Bill,
I was thinking the same thing, in that
I thought I WAS tuned into a sub chat group and most importantly, talking
about subs. (O.K., I threw in the gyrocopter thing a little while ago....but I
got refocused).
You just never know when you are going
to stumble upon some gem of an idea that someone has by following some of these
discussion. I just simply delete the ones that don't apply to what I want
to do, but even those are rare as I find I gain some value from most any
post.
....but hey, I'm new
here.
Myles.
----- Original Message -----
Sent: Sunday, October 30, 2005 12:42
PM
Subject: Re: [PSUBS-MAILIST] carbon
fibre
I thought this WAS the definitive chat room for
sub discussion. The more discussion, the more knowledge gained. The more
knowledge gained, the more education and safer designs.

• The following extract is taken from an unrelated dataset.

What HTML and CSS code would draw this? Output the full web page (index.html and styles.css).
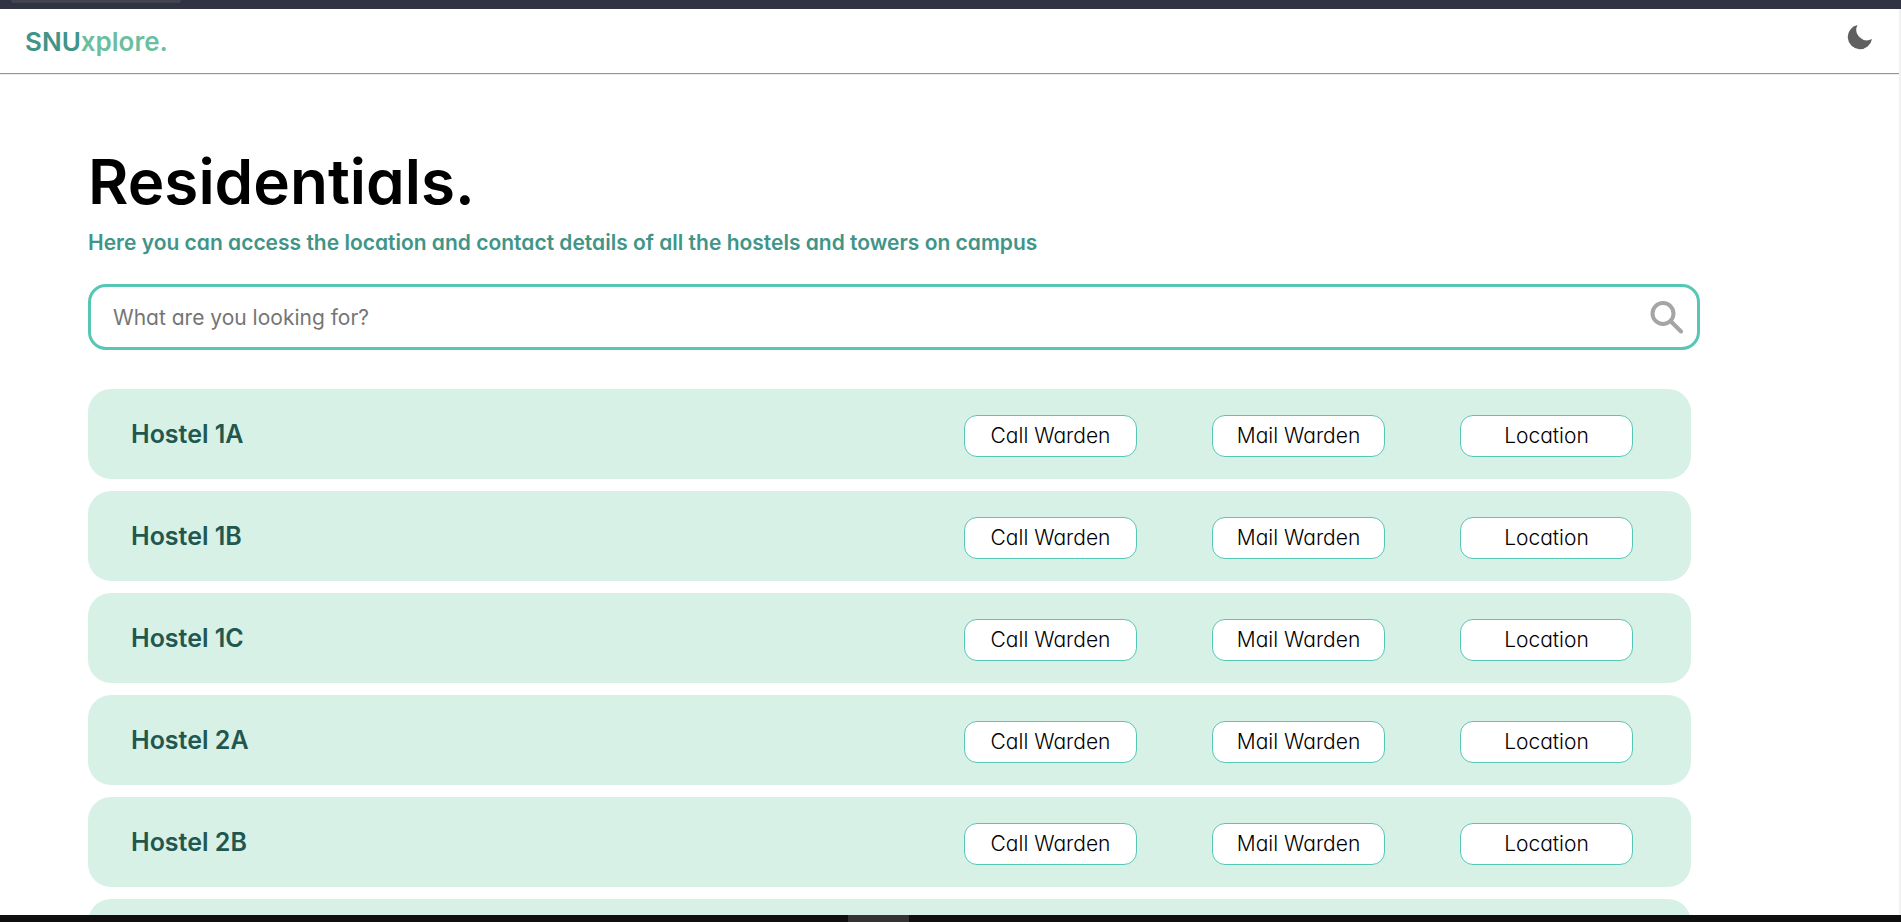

I've seen periods of very little postings here.
Which is better?
Bill.
----- Original Message -----
Sent: Sunday, October 30, 2005 3:12
AM
Subject: Re: [PSUBS-MAILIST] carbon
fibre
not a happy camper today, are we?
On 10/30/05, Dave
Banks <noperiscope@yahoo.com>
wrote:
Carbon Fiber. It's been used for years and is
nothing new. Spend some time traveling through the Internet before
you make unnecessary mail for every one. Why don't you guys go join
a chat room some place. Fiber glass works fine too. I know
your excited about submarines and I understand but if you go to the
archives of this site you'll find out all kinds of good stuff with out all
this e mail.
Simon,
My limited experience in this
has shown me that steel is used because of the cost factor. I
guess dollar for dollar, it is the cheapest and easiest material to work
with. As far as weight is concerned, the subs NEED weight anyway
so why not incorporate some of that into the pressure hull with steel
? ...that's how it seems to me.
Myles.
-----
Original Message -----
Sent:
Saturday, October 29, 2005 3:33 PM
Subject:
[PSUBS-MAILIST] carbon fibre
I'm sure this question has been asked before, but why
hasn't anybody made a pressure hull out of carbon fibre? Apparently
it's 5 times as strong as steel, and good for reinforcing aluminium.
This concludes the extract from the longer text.